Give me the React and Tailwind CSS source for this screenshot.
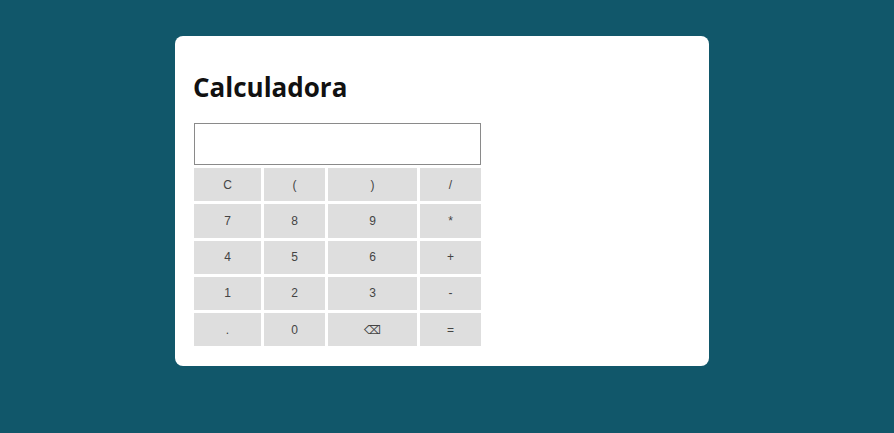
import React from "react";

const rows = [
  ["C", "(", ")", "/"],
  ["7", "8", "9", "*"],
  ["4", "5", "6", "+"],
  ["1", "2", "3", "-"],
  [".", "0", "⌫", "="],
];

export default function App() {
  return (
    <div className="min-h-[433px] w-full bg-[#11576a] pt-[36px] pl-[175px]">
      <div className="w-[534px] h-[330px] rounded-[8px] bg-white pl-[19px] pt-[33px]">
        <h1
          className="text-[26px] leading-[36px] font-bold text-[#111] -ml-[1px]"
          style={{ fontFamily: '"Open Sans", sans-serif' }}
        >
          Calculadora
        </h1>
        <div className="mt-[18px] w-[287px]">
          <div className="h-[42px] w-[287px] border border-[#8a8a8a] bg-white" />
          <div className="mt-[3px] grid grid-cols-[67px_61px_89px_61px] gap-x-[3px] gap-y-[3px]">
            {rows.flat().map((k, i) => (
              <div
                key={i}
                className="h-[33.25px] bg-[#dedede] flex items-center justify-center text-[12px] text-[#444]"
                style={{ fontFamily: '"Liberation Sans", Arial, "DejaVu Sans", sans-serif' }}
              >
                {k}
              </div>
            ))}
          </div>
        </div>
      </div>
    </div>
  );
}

# # # #

• [Instructions for the task]: Pictures in the data above should not be copied; transcribe everything else exactly.

• [Exercise response]:
Give me the React and Tailwind CSS source for this screenshot.
import React from "react";

const rows = [
  ["C", "(", ")", "/"],
  ["7", "8", "9", "*"],
  ["4", "5", "6", "+"],
  ["1", "2", "3", "-"],
  [".", "0", "⌫", "="],
];

export default function App() {
  return (
    <div className="min-h-[433px] w-full bg-[#11576a] pt-[36px] pl-[175px]">
      <div className="w-[534px] h-[330px] rounded-[8px] bg-white pl-[19px] pt-[33px]">
        <h1
          className="text-[26px] leading-[36px] font-bold text-[#111] -ml-[1px]"
          style={{ fontFamily: '"Open Sans", sans-serif' }}
        >
          Calculadora
        </h1>
        <div className="mt-[18px] w-[287px]">
          <div className="h-[42px] w-[287px] border border-[#8a8a8a] bg-white" />
          <div className="mt-[3px] grid grid-cols-[67px_61px_89px_61px] gap-x-[3px] gap-y-[3px]">
            {rows.flat().map((k, i) => (
              <div
                key={i}
                className="h-[33.25px] bg-[#dedede] flex items-center justify-center text-[12px] text-[#444]"
                style={{ fontFamily: '"Liberation Sans", Arial, "DejaVu Sans", sans-serif' }}
              >
                {k}
              </div>
            ))}
          </div>
        </div>
      </div>
    </div>
  );
}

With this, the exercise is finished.